Richard Aitchison's curator insight, April 3, 8:22 AM
So how does a traditionally tea drinking country, become the 2nd biggest export of coffee? Well we need to look at colonization and well desperation. While the Vietnamese still prefer to drink tea many of the French that were there during colonization prefered coffee. However, coffee production never really took off until post Vietnam War and with a desperation move to help the economy. With a floundering economy and practices that were not working the government turned its eye to coffee production. At the time 60% of Vietnamese people lived below the poverty line, however nowadays they are just about under 10%. It is not without its problems as it has caused problems with destruction of land and heading into the future they have started to exhaust all of the lands that they can use to produce coffee.  They will need to continue to be innovative if they want to continue to see a surge in the coffee market. It is definitely interesting to see why and how certain items are exported out of countries and the history behind it. I for one would never think Vietnam would be a coffee giant.  

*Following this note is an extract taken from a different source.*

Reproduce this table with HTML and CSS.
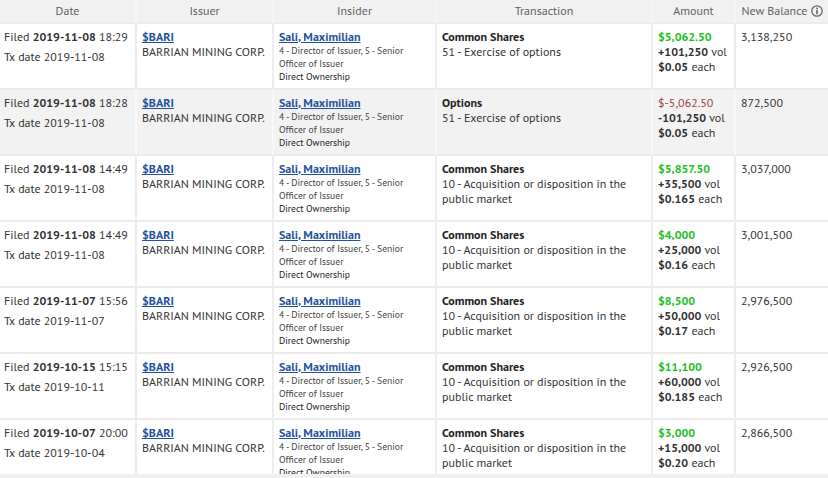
FILE: index.html
```html
<!DOCTYPE html>
<html lang="en">
<head>
<meta charset="utf-8">
<title>Insider transactions</title>
<link rel="stylesheet" href="styles.css">
</head>
<body>
<div class="wrap">
<table class="trades">
  <colgroup>
    <col class="w-date"><col class="w-issuer"><col class="w-insider"><col class="w-tx"><col class="w-amount"><col class="w-bal">
  </colgroup>
  <thead>
    <tr>
      <th>Date</th><th>Issuer</th><th>Insider</th><th>Transaction</th><th>Amount</th>
      <th>New Balance <svg class="info" width="12" height="12" viewBox="0 0 12 12"><circle cx="6" cy="6" r="5.2" fill="none" stroke="#666" stroke-width="1.3"/><circle cx="6" cy="3.4" r="0.95" fill="#666"/><rect x="5.2" y="5" width="1.6" height="4.2" fill="#666"/></svg></th>
    </tr>
  </thead>
  <tbody>
    <tr>
      <td><div class="filed">Filed <b>2019-11-08</b> 18:29</div><div class="txd">Tx date 2019-11-08</div></td>
      <td><a class="lnk" href="#">$BARI</a><div>BARRIAN MINING CORP.</div></td>
      <td><a class="lnk" href="#">Sali, Maximilian</a><div class="small">4 - Director of Issuer, 5 - Senior Officer of Issuer</div><div class="small own">Direct Ownership</div></td>
      <td><div class="sec">Common Shares</div><div>51 - Exercise of options</div></td>
      <td><div class="amt pos">$5,062.50</div><div><b>+101,250</b> vol</div><div><b>$0.05</b> each</div></td>
      <td>3,138,250</td>
    </tr>
    <tr class="hl">
      <td><div class="filed">Filed <b>2019-11-08</b> 18:28</div><div class="txd">Tx date 2019-11-08</div></td>
      <td><a class="lnk" href="#">$BARI</a><div>BARRIAN MINING CORP.</div></td>
      <td><a class="lnk" href="#">Sali, Maximilian</a><div class="small">4 - Director of Issuer, 5 - Senior Officer of Issuer</div><div class="small own">Direct Ownership</div></td>
      <td><div class="sec">Options</div><div>51 - Exercise of options</div></td>
      <td><div class="amt neg">$-5,062.50</div><div><b>-101,250</b> vol</div><div><b>$0.05</b> each</div></td>
      <td>872,500</td>
    </tr>
    <tr>
      <td><div class="filed">Filed <b>2019-11-08</b> 14:49</div><div class="txd">Tx date 2019-11-08</div></td>
      <td><a class="lnk" href="#">$BARI</a><div>BARRIAN MINING CORP.</div></td>
      <td><a class="lnk" href="#">Sali, Maximilian</a><div class="small">4 - Director of Issuer, 5 - Senior Officer of Issuer</div><div class="small own">Direct Ownership</div></td>
      <td><div class="sec">Common Shares</div><div>10 - Acquisition or disposition in the public market</div></td>
      <td><div class="amt pos">$5,857.50</div><div><b>+35,500</b> vol</div><div><b>$0.165</b> each</div></td>
      <td>3,037,000</td>
    </tr>
    <tr>
      <td><div class="filed">Filed <b>2019-11-08</b> 14:49</div><div class="txd">Tx date 2019-11-08</div></td>
      <td><a class="lnk" href="#">$BARI</a><div>BARRIAN MINING CORP.</div></td>
      <td><a class="lnk" href="#">Sali, Maximilian</a><div class="small">4 - Director of Issuer, 5 - Senior Officer of Issuer</div><div class="small own">Direct Ownership</div></td>
      <td><div class="sec">Common Shares</div><div>10 - Acquisition or disposition in the public market</div></td>
      <td><div class="amt pos">$4,000</div><div><b>+25,000</b> vol</div><div><b>$0.16</b> each</div></td>
      <td>3,001,500</td>
    </tr>
    <tr>
      <td><div class="filed">Filed <b>2019-11-07</b> 15:56</div><div class="txd">Tx date 2019-11-07</div></td>
      <td><a class="lnk" href="#">$BARI</a><div>BARRIAN MINING CORP.</div></td>
      <td><a class="lnk" href="#">Sali, Maximilian</a><div class="small">4 - Director of Issuer, 5 - Senior Officer of Issuer</div><div class="small own">Direct Ownership</div></td>
      <td><div class="sec">Common Shares</div><div>10 - Acquisition or disposition in the public market</div></td>
      <td><div class="amt pos">$8,500</div><div><b>+50,000</b> vol</div><div><b>$0.17</b> each</div></td>
      <td>2,976,500</td>
    </tr>
    <tr>
      <td><div class="filed">Filed <b>2019-10-15</b> 15:15</div><div class="txd">Tx date 2019-10-11</div></td>
      <td><a class="lnk" href="#">$BARI</a><div>BARRIAN MINING CORP.</div></td>
      <td><a class="lnk" href="#">Sali, Maximilian</a><div class="small">4 - Director of Issuer, 5 - Senior Officer of Issuer</div><div class="small own">Direct Ownership</div></td>
      <td><div class="sec">Common Shares</div><div>10 - Acquisition or disposition in the public market</div></td>
      <td><div class="amt pos">$11,100</div><div><b>+60,000</b> vol</div><div><b>$0.185</b> each</div></td>
      <td>2,926,500</td>
    </tr>
    <tr>
      <td><div class="filed">Filed <b>2019-10-07</b> 20:00</div><div class="txd">Tx date 2019-10-04</div></td>
      <td><a class="lnk" href="#">$BARI</a><div>BARRIAN MINING CORP.</div></td>
      <td><a class="lnk" href="#">Sali, Maximilian</a><div class="small">4 - Director of Issuer, 5 - Senior Officer of Issuer</div><div class="small own">Direct Ownership</div></td>
      <td><div class="sec">Common Shares</div><div>10 - Acquisition or disposition in the public market</div></td>
      <td><div class="amt pos">$3,000</div><div><b>+15,000</b> vol</div><div><b>$0.20</b> each</div></td>
      <td>2,866,500</td>
    </tr>
  </tbody>
</table>
</div>
</body>
</html>
```

FILE: styles.css
```css
html, body {
  margin: 0;
  padding: 0;
  background: #f0f0f0;
}
body {
  font-family: "PT Sans", Lato, sans-serif;
  font-size: 12px;
  color: #333;
}
.wrap {
  height: 474px;
  overflow: hidden;
  background: #fff;
}
.trades {
  width: 828px;
  table-layout: fixed;
  border-collapse: separate;
  border-spacing: 0;
}
.w-date { width: 137px; }
.w-issuer { width: 137px; }
.w-insider { width: 163px; }
.w-tx { width: 216px; }
.w-amount { width: 83px; }
.w-bal { width: 92px; }
.trades th,
.trades td {
  border-right: 2px solid #ededed;
  border-bottom: 2px solid #ebebeb;
  text-align: left;
  vertical-align: top;
}
.trades th:last-child,
.trades td:last-child {
  border-right: 0;
}
.trades th {
  height: 22px;
  padding: 0 4px;
  box-sizing: border-box;
  background: #f1f1f1;
  color: #626262;
  font-weight: normal;
  text-align: center;
  vertical-align: middle;
  line-height: 22px;
  border-right-color: #f6f6f6;
}
.trades td {
  height: 64px;
  box-sizing: border-box;
  padding: 5px 4px 5px 5px;
  line-height: 15px;
  background: #fff;
}
.trades td:first-child {
  padding-left: 4px;
}
.trades tr.hl td {
  background: #f2f2f2;
  border-right-color: #f8f8f8;
}
.info {
  vertical-align: -2px;
}
.txd {
  margin-top: 5px;
}
.lnk {
  color: #24519e;
  font-weight: bold;
  text-decoration: underline;
}
.small {
  font-size: 9.6px;
  line-height: 13px;
  color: #444;
}
.own {
  color: #222;
}
.sec {
  font-weight: bold;
  color: #222;
}
.amt {
  font-weight: bold;
}
.pos { color: #22bf22; }
.neg { color: #a23c3c; font-weight: normal; }
```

tyrone perry's curator insight, May 1, 12:59 PM
Vietnam is one of the highest coffee producers of the world.  It help bring down the poverty level in the country.  But when something good happens of course something negative has to happen.  Many of Vietnam’s fields are thought to still be filled with mines from the war.  Because of that many forests have been cut down to provide fields to grow the coffee.  Needless to say their environmental dangers are rising.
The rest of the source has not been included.